Wednesday, June 15, 2005

Not Feeeling Will

From the "If You Don't Get It, I'll Have to Explain It to You, Although It Might Just Be Easier to Pummel You with a Blunt Object" Department:

George Will wrote the following in his latest column defending President Bush's SEC nominee Chris Cox:

A Times columnist disapprovingly said Cox "is a big-business advocate.'' Leaving aside the vacuity of such labels -- what might it mean to be an "advocate" against "big business" and its big numbers of employees....

Here Will pulls that old rightwing sleight of hand, asserting what's good for big business is good for the country, and that's so obvious you'd be an idiot to doubt me. But tell that to 25,000 GM workers who will soon no longer be big business employees all for the good of big business.
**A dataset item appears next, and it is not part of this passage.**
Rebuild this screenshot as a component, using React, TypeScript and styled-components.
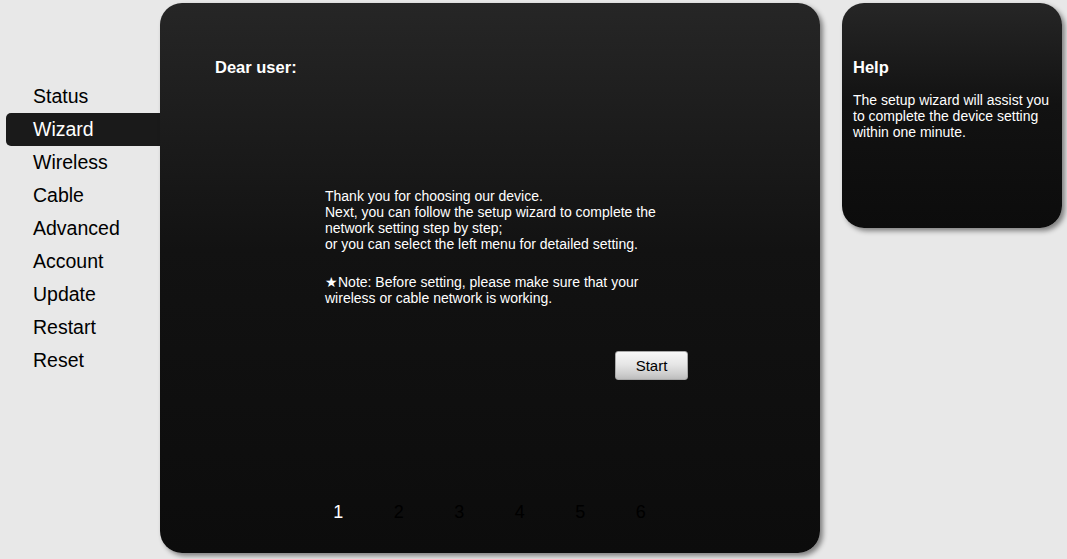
import React from 'react';
import styled, { createGlobalStyle } from 'styled-components';

const GlobalStyle = createGlobalStyle`
  html, body {
    margin: 0;
    padding: 0;
    background: #e8e8e8;
    font-family: "Liberation Sans", Arial, sans-serif;
  }
`;

const Page = styled.div`
  display: flex;
  align-items: flex-start;
  width: 1067px;
  height: 559px;
  overflow: hidden;
`;

const Sidebar = styled.nav`
  width: 154px;
  padding: 80px 0 0 6px;
  display: flex;
  flex-direction: column;
`;

const MenuItem = styled.a<{ $active?: boolean }>`
  display: block;
  height: 33px;
  line-height: 33px;
  padding-left: 27px;
  font-size: 19.5px;
  color: ${(p) => (p.$active ? '#fff' : '#000')};
  background: ${(p) => (p.$active ? '#1a1a1a' : 'transparent')};
  border-radius: 5px 0 0 5px;
  cursor: pointer;
  text-decoration: none;
`;

const Card = styled.section`
  margin-top: 3px;
  border-radius: 22px;
  background: linear-gradient(#262626 0%, #121212 45%, #0c0c0c 100%);
  box-shadow: 3px 3px 5px rgba(0, 0, 0, 0.45);
  color: #fff;
  box-sizing: border-box;
`;

const MainCard = styled(Card)`
  width: 660px;
  height: 550px;
  padding: 55px 0 30px 0;
  display: flex;
  flex-direction: column;
`;

const HelpCard = styled(Card)`
  width: 220px;
  height: 225px;
  margin-left: 22px;
  padding: 55px 10px 0 11px;
`;

const Heading = styled.h2`
  margin: 0;
  font-size: 16.5px;
  line-height: 18px;
  font-weight: bold;
`;

const MainHeading = styled(Heading)`
  padding-left: 55px;
`;

const Body = styled.div`
  margin: 112px 0 0 165px;
  width: 345px;
  font-size: 14px;
  line-height: 16px;
`;

const Para = styled.p<{ $gap?: number }>`
  margin: ${(p) => p.$gap ?? 0}px 0 0 0;
`;

const StartButton = styled.button`
  display: block;
  margin: 45px 0 0 455px;
  width: 73px;
  height: 29px;
  padding: 0;
  font-family: "Liberation Sans", Arial, sans-serif;
  font-size: 15px;
  color: #000;
  background: linear-gradient(#f7f7f7 0%, #e6e6e6 45%, #cfcfcf 80%, #bdbdbd 100%);
  border: 1px solid #a8a8a8;
  border-radius: 3px;
  cursor: pointer;
`;

const Steps = styled.div`
  margin-top: auto;
  padding-left: 148px;
  display: flex;
`;

const Step = styled.span<{ $current?: boolean }>`
  width: 60.5px;
  text-align: center;
  font-size: 18px;
  line-height: 22px;
  color: ${(p) => (p.$current ? '#fff' : '#000')};
`;

const HelpText = styled.p`
  margin: 16px 0 0 0;
  font-size: 14px;
  line-height: 16px;
`;

const menu = ['Status', 'Wizard', 'Wireless', 'Cable', 'Advanced', 'Account', 'Update', 'Restart', 'Reset'];

export default function App() {
  return (
    <>
      <GlobalStyle />
      <Page>
        <Sidebar>
          {menu.map((m) => (
            <MenuItem key={m} $active={m === 'Wizard'}>
              {m}
            </MenuItem>
          ))}
        </Sidebar>
        <MainCard>
          <MainHeading>Dear user:</MainHeading>
          <Body>
            <Para>
              Thank you for choosing our device.
              <br />
              Next, you can follow the setup wizard to complete the network setting step by step;
              <br />
              or you can select the left menu for detailed setting.
            </Para>
            <Para $gap={22}>★Note: Before setting, please make sure that your wireless or cable network is working.</Para>
          </Body>
          <StartButton>Start</StartButton>
          <Steps>
            {[1, 2, 3, 4, 5, 6].map((n) => (
              <Step key={n} $current={n === 1}>
                {n}
              </Step>
            ))}
          </Steps>
        </MainCard>
        <HelpCard>
          <Heading>Help</Heading>
          <HelpText>The setup wizard will assist you to complete the device setting within one minute.</HelpText>
        </HelpCard>
      </Page>
    </>
  );
}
Tell that to all the workers who still are lucky enough to have their jobs but also know that in 2003 the CEO Pay/Worker Pay ratio reached 301-to-1 and the average worker takes home $517 a week, while the average CEO has to manage to get by on a mere $155,769 a week.

Of course Will has to fight those Commie Pinko Liberals in government like the one who had the audacity to make these claims, according to the Christian Science Monitor:

He agreed that over the past two quarters hourly wages have shown few signs of accelerating. Overall employee compensation has gone up - but mostly due to a surge in bonuses and stock-option exercises.

[He] than added that the 80 percent of the workforce represented by nonsupervisory workers has recently seen little, if any, income growth at all. The top 20 percent of supervisory, salaried, and other workers has.

The result of this, [he] said, is that the US now has a significant divergence in the fortunes of different groups in its labor market. "As I've often said, this is not the type of thing which a democratic society - a capitalist democratic society - can really accept without addressing."

The speaker in this passage? The notorious Marx-spouting, brie-loving, Volvo-driving, NPR-listening, married-to-a-liberal-media member Alan Greenspan.

The good news is that when it comes to vacuity, Will truly knows of what he speaks.